I don't know when it was written, but my guess is somewhere between the early-2000s and the mid-2010s. I'm sure it falls into the science-fantasy genre somewhere based on what I remember about the novel.

The novel is based around what I believe to be a virus or something similar which caused humans to gradually merge with their electronics. For example, I'm sure the main character's face turned into a computer screen, and I remember phrases such as 'I flashed a smiley face on my screen at her' during conversations.

I believe there was another character whose mobile phone had merged into her hand, and another whose earphones had grown into his ears.

I'm afraid I don't remember much about the plot, but I do definitley remember there was something to do with them trying to escape the government/scientists who were either trying to experiement on them, or kill them. I'm sure they got captured, taken to a facility, which they then destroyed as they escaped.


1 Answer 1


Might this be Hybrids by David Thorpe?

Cover of "Hybrids," subtitled "Hybrids are humans too," showing a faceless person in a hoodie grasping a chain-link fence with its left hand.  The blank white space under the hoodie has a classic yellow smiley sticker on it.

It was published in 2007 (smack dab in the middle of the period you suggested), the plot matches your description (judging by this review), and the cover has someone with what appears to be a computer screen for a face, with a smiley face emoji on it:

In an increasingly authoritarian Britain, not too far into the future, a new and dreaded virus is sweeping the country. Creep radically alters DNA and once infected, sufferers risk becoming merged with any item of technology that they over-use. It's a terrible disease, causing terrible pain and infection at the transition point and sending the body's immune system into overdrive. People are not only disabled by Creep; they are dying from it too. Nobody knows where Creep came from, but many suspect a drug company may have developed the disease in order to profit from curing it, but it mutated so quickly they were left with a disaster on their hands instead.

Britain's economy has collapsed and other countries are forcing it into isolation, afraid the disease will spread. Unsurprising, then, that those who suffer from Creep - known as hybrids - are feared and reviled by the general population and increasingly regulated by the authorities and the dreaded Gene Police and their Centre for Genetic Rehabilitation.
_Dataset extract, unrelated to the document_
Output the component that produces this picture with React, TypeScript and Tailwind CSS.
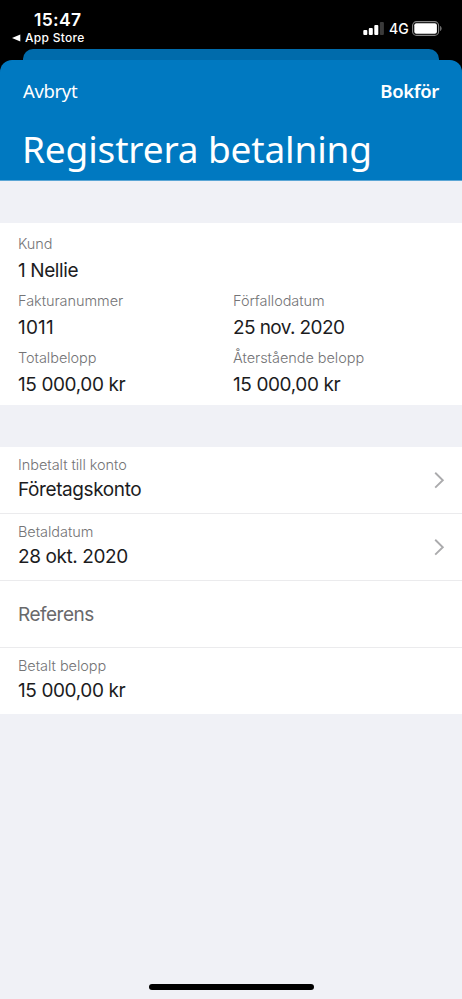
import clsx from "clsx";

const Chevron = () => {
  return (
    <svg width="12" height="18" viewBox="0 0 12 18" fill="none" className="mt-[3px] -mr-[2px] shrink-0">
      <path d="M1.2 1.8L8.8 9.2L1.2 16.6" stroke="#ababad" strokeWidth="1.9" />
    </svg>
  );
};

const StatusBar = () => {
  return (
    <div className="flex h-[49px] justify-between text-white">
      <div className="pl-3">
        <div className="pt-[10px] pl-[22px] text-[17.5px] leading-5 font-semibold tracking-[0.35px]">
          15:47
        </div>
        <div className="flex items-center text-[12px] leading-4 font-medium tracking-[0.3px]">
          <svg width="9" height="8" viewBox="0 0 9 8" className="mr-1">
            <path d="M0 4L8.3 0.6V7.4Z" fill="#fff" />
          </svg>
          App Store
        </div>
      </div>
      <div className="flex h-4 items-center mt-[20px] pr-[19px]">
        <svg width="21" height="13" viewBox="0 0 21 13">
          <rect x="0.3" y="8" width="4" height="5" rx="1" fill="#fff" />
          <rect x="5.8" y="6" width="4" height="7" rx="1" fill="#fff" />
          <rect x="11.3" y="3" width="4" height="10" rx="1" fill="#fff" />
          <rect x="16.9" y="0" width="4" height="13" rx="1" fill="#3a3a3a" />
        </svg>
        <span className="ml-[5px] w-[20px] text-[14px] font-medium">4G</span>
        <svg width="31" height="15" viewBox="0 0 31 15" className="ml-[3px]">
          <rect x="0.6" y="0.6" width="26" height="13.8" rx="4" stroke="#858585" strokeWidth="1.1" fill="none" />
          <rect x="2.3" y="2.3" width="22.6" height="10.4" rx="2" fill="#fff" />
          <path d="M28.2 5C30 5.6 30 9.4 28.2 10Z" fill="#858585" />
        </svg>
      </div>
    </div>
  );
};

type FieldProps = {
  label: string;
  value: string;
  compact?: boolean;
  valueClass?: string;
};

const Field = ({ label, value, compact, valueClass = "tracking-[-0.4px]" }: FieldProps) => {
  return (
    <div>
      <div className="text-[14.5px] leading-5 font-light tracking-[-0.05px] text-[#747476]">
        {label}
      </div>
      <div
        className={clsx(
          "text-[19px] leading-6 text-[#1c1c1e]",
          compact ? "mt-[3px]" : "mt-[5px]",
          valueClass
        )}
      >
        {value}
      </div>
    </div>
  );
};

const App = () => {
  return (
    <div className="flex h-[999px] w-[462px] flex-col overflow-hidden bg-black font-['Inter',sans-serif]">
      <StatusBar />
      <div className="mx-[23px] h-[11px] shrink-0 rounded-t-[10px] bg-[#006bab]" />
      <div className="flex grow flex-col bg-black">
        <header className="h-[121px] shrink-0 rounded-t-[12px] border-b border-[#5ba6d5] bg-[#0079c1] px-[23px] font-['Noto_Sans',sans-serif] text-white">
          <div className="flex justify-between pt-[18px] text-[18.5px] leading-[26px] tracking-[-0.35px]">
            <button>Avbryt</button>
            <button className="font-semibold">Bokför</button>
          </div>
          <h1 className="mt-[19px] -ml-px text-[37px] leading-[52px] font-[380] tracking-[-0.15px] whitespace-nowrap">
            Registrera betalning
          </h1>
        </header>
        <main className="flex grow flex-col bg-[#f0f1f6] pt-[42px]">
          <section className="grid h-[182px] grid-cols-[215px_1fr] content-start gap-y-2 bg-white px-[18px] pt-[11px]">
            <div className="col-span-2">
              <Field label="Kund" value="1 Nellie" />
            </div>
            <Field label="Fakturanummer" value="1011" valueClass="tracking-[0.2px]" />
            <Field label="Förfallodatum" value="25 nov. 2020" valueClass="tracking-[-0.6px]" />
            <Field label="Totalbelopp" value="15 000,00 kr" />
            <Field label="Återstående belopp" value="15 000,00 kr" />
          </section>
          <section className="mt-[42px] bg-white">
            <div className="flex h-[67px] items-center justify-between border-b border-[#ebebed] px-[18px] pb-[3px]">
              <Field label="Inbetalt till konto" value="Företagskonto" compact />
              <Chevron />
            </div>
            <div className="flex h-[67px] items-center justify-between border-b border-[#ebebed] px-[18px] pb-[3px]">
              <Field label="Betaldatum" value="28 okt. 2020" compact />
              <Chevron />
            </div>
            <div className="flex h-[67px] items-center border-b border-[#ebebed] px-[18px] pt-[2px] text-[19px] tracking-[-0.5px] text-[#69696b]">
              Referens
            </div>
            <div className="flex h-[66px] items-center px-[18px] pb-[3px]">
              <Field label="Betalt belopp" value="15 000,00 kr" compact />
            </div>
          </section>
          <div className="mx-auto mt-auto mb-[9px] h-[6px] w-[165px] rounded-full bg-black" />
        </main>
      </div>
    </div>
  );
};

export default App;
Hybrids follows two Creep victims, Johnny Online and Kestrella, as they try to find out what is really going on.

David Thorpe's Hybrids won a recent new children's author competition run by Saga Magazine and Harper Collins. I can see why it was chosen - there were lots and lots of things I enjoyed about it. It's a real page-turner and my sons and I - even my younger son, the notorious reluctant reader - fairly galloped through it in our rush to find out what happened at the end. The narrative is told turn and turn about by Johnny and Kestrella and while I don't usually like a book to have multiple narrators, I enjoyed it here. It gave a double perspective on the disease and it also made the love affair between the two much more accessible to pre-adolescent readers.

It also tackles a lot of big themes - overdependence on technology; bad behaviour on the part of big business; family loyalty and, above all, mob reaction and public panic. My older son said, perceptive as ever, that he had thought Hybrids was going to be "just another" book all about how we should be nice to someone that's different, but it wasn't really about that at all - it much more about how "the people in charge" fail to control mob rule and actually "pretty much suck up to it really". And do you know, I think he was right. We also liked the way the book ended on more questions, not neat solutions.
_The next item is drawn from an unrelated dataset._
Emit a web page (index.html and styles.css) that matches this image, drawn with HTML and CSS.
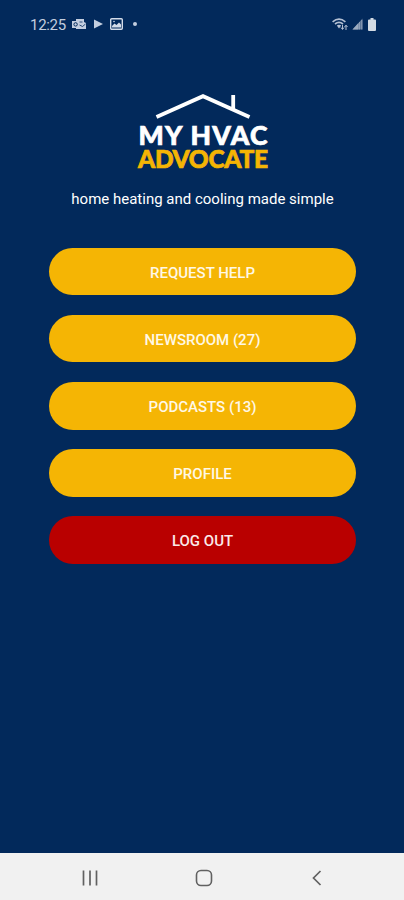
FILE: index.html
```
<!DOCTYPE html>
<html lang="en">

<head>
    <meta charset="UTF-8">
    <meta name="viewport" content="width=device-width, initial-scale=1.0">
    <title>My HVAC Advocate</title>
    <link rel="stylesheet" href="styles.css">
</head>

<body>
    <header class="status-bar">
        <div class="status-left">
            <span class="clock">12:25</span>
            <svg class="icon-mail" width="14" height="12" viewBox="0 0 14 12">
                <path d="M4 1h8v3l2 1v6H4z" fill="#c3cedf" />
                <path d="M0 3h7v7H0z" fill="#c3cedf" />
                <circle cx="3.6" cy="6.4" r="1.7" fill="none" stroke="#02295b" stroke-width="1" />
                <path d="M7.5 7l3 1.5L13.5 6M7.5 4h3" fill="none" stroke="#02295b" stroke-width=".8" />
            </svg>
            <svg class="icon-play" width="9" height="10" viewBox="0 0 9 10">
                <path d="M0 .5l9 4.500-9 4.500z" fill="#c3cedf" />
            </svg>
            <svg class="icon-image" width="13" height="12" viewBox="0 0 13 12">
                <rect x=".7" y=".7" width="11.6" height="10.6" rx="1" fill="none" stroke="#d3dbe8" stroke-width="1.4" />
                <path d="M2 9.500V8l2.500-2.500 2 1.500L9 4.500l2 2v3z" fill="#d3dbe8" />
                <circle cx="4" cy="3.5" r=".8" fill="#d3dbe8" />
            </svg>
            <span class="dot"></span>
        </div>
        <div class="status-right">
            <svg class="icon-wifi" width="17" height="13" viewBox="0 0 17 13">
                <g fill="none" stroke="#b4c0d3" stroke-width="1.7">
                    <path d="M.6 3.800Q7 -1.400 13.400 3.800" />
                    <path d="M3 6Q7 2.800 11 6" />
                </g>
                <path d="M4.800 7.500Q7 6 9.200 7.500L7 10.500z" fill="#b4c0d3" />
                <path d="M10.500 7v4M9 9.500l1.500 2 1.500-2M14 12V7.500M12.500 9l1.500-1.800L15.500 9" fill="none" stroke="#b4c0d3" stroke-width="1" />
            </svg>
            <svg class="icon-signal" width="11" height="12" viewBox="0 0 11 12">
                <path d="M10.500 .5v11H.5z" fill="#5e7798" />
                <path d="M6.500 5v6.500H.5z" fill="#9cabc0" />
                <path d="M7.500 4v7.500M9.800 2v9.500" stroke="#9cabc0" stroke-width=".8" />
            </svg>
            <svg class="icon-battery" width="8" height="13" viewBox="0 0 8 13">
                <path d="M2.500 0h3v1.500H7a1 1 0 0 1 1 1V12a1 1 0 0 1-1 1H1a1 1 0 0 1-1-1V2.500a1 1 0 0 1 1-1h1.500z" fill="#d3dbe4" />
            </svg>
        </div>
    </header>

    <main class="content">
        <svg class="logo" width="142" height="86" viewBox="-4 0 142 86">
            <path d="M21.500 25L68 4.200 114.500 25M98.200 3v14.500" fill="none" stroke="#fff" stroke-width="3.8" />
            <text class="logo-top" x="3.5" y="52.8" textLength="129">MY HVAC</text>
            <text class="logo-bottom" x="3" y="76" textLength="130">ADVOCATE</text>
        </svg>
        <p class="tagline">home heating and cooling made simple</p>

        <div class="menu">
            <button class="menu-button">REQUEST HELP</button>
            <button class="menu-button">NEWSROOM (27)</button>
            <button class="menu-button">PODCASTS (13)</button>
            <button class="menu-button">PROFILE</button>
            <button class="menu-button logout">LOG OUT</button>
        </div>
    </main>

    <nav class="nav-bar">
        <svg width="18" height="18" viewBox="0 0 18 18">
            <path d="M2.500 1.500v15M9 1.500v15M15.500 1.500v15" stroke="#616161" stroke-width="1.7" />
        </svg>
        <svg width="18" height="18" viewBox="0 0 18 18">
            <rect x="1.5" y="1.5" width="15" height="15" rx="4.5" fill="none" stroke="#616161" stroke-width="1.6" />
        </svg>
        <svg width="18" height="18" viewBox="0 0 18 18">
            <path d="M12.500 2L5.500 9l7 7" fill="none" stroke="#616161" stroke-width="1.7" />
        </svg>
    </nav>
</body>

</html>
```
FILE: styles.css
```
body {
    margin: 0;
    height: 100vh;
    display: flex;
    flex-direction: column;
    overflow: hidden;
    background-color: #02295b;
    font-family: Roboto, sans-serif;
    color: #fff;
}

.status-bar {
    height: 48px;
    padding: 0 28px 0 30px;
    display: flex;
    justify-content: space-between;
    align-items: center;
}

.status-left,
.status-right {
    display: flex;
    align-items: center;
}

.clock {
    width: 37px;
    margin-right: 5px;
    padding-top: 2px;
    font-size: 15px;
    letter-spacing: -0.3px;
    color: #c3cedf;
}

.icon-play {
    margin-left: 8px;
}

.icon-image {
    margin-left: 7px;
}

.dot {
    width: 4px;
    height: 4px;
    margin-left: 10px;
    border-radius: 50%;
    background-color: #c3cedf;
}

.status-right {
    gap: 3px;
}

.icon-battery {
    margin-left: 2px;
}

.content {
    flex: 1;
    display: flex;
    flex-direction: column;
    align-items: center;
}

.logo {
    display: block;
    margin-top: 44px;
}

.logo-top,
.logo-bottom {
    font-family: Lato, sans-serif;
    font-size: 26.5px;
    font-weight: 900;
    fill: #fff;
    stroke: #fff;
    stroke-width: 0.7px;
}

.logo-bottom {
    font-size: 24.5px;
    fill: #f5b504;
    stroke: #f5b504;
}

.tagline {
    margin: 11px 0 0 1px;
    font-size: 15px;
    line-height: 21px;
    white-space: nowrap;
}

.menu {
    width: 306.5px;
    margin: 37.8px 0 0 1px;
    display: flex;
    flex-direction: column;
    gap: 19.5px;
}

.menu-button {
    height: 47.6px;
    padding: 2px 0 0;
    border: none;
    border-radius: 24px;
    background-color: #f5b504;
    color: #fff8e6;
    font-family: inherit;
    font-size: 15px;
    font-weight: 500;
    cursor: pointer;
}

.menu-button.logout {
    background-color: #b90000;
    color: #fbe9e9;
}

.nav-bar {
    height: 47px;
    padding: 2px 78px 0 81px;
    box-sizing: border-box;
    display: flex;
    justify-content: space-between;
    align-items: center;
    background-color: #f1f1f1;
}
```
Our one real criticism of Hybrids is that Creep is just too, well, crude. The subtlety of the themes and ideas in the book simply isn't matched in a virus that causes specific people to merge with specific items of technology that they over-use. We just didn't believe that a mobile phone would suddenly jump up and meld to Kestrella's hand. Or that a computer monitor would take the place of Johnny's face. Or that arms could become automatic machine guns. A more subtle virus causing a more subtle hybridisation would have improved the book considerably for us. Other than that, we really enjoyed Hybrids and hope it does well.

  • 1
    Nothing at all subtle in the metaphors here.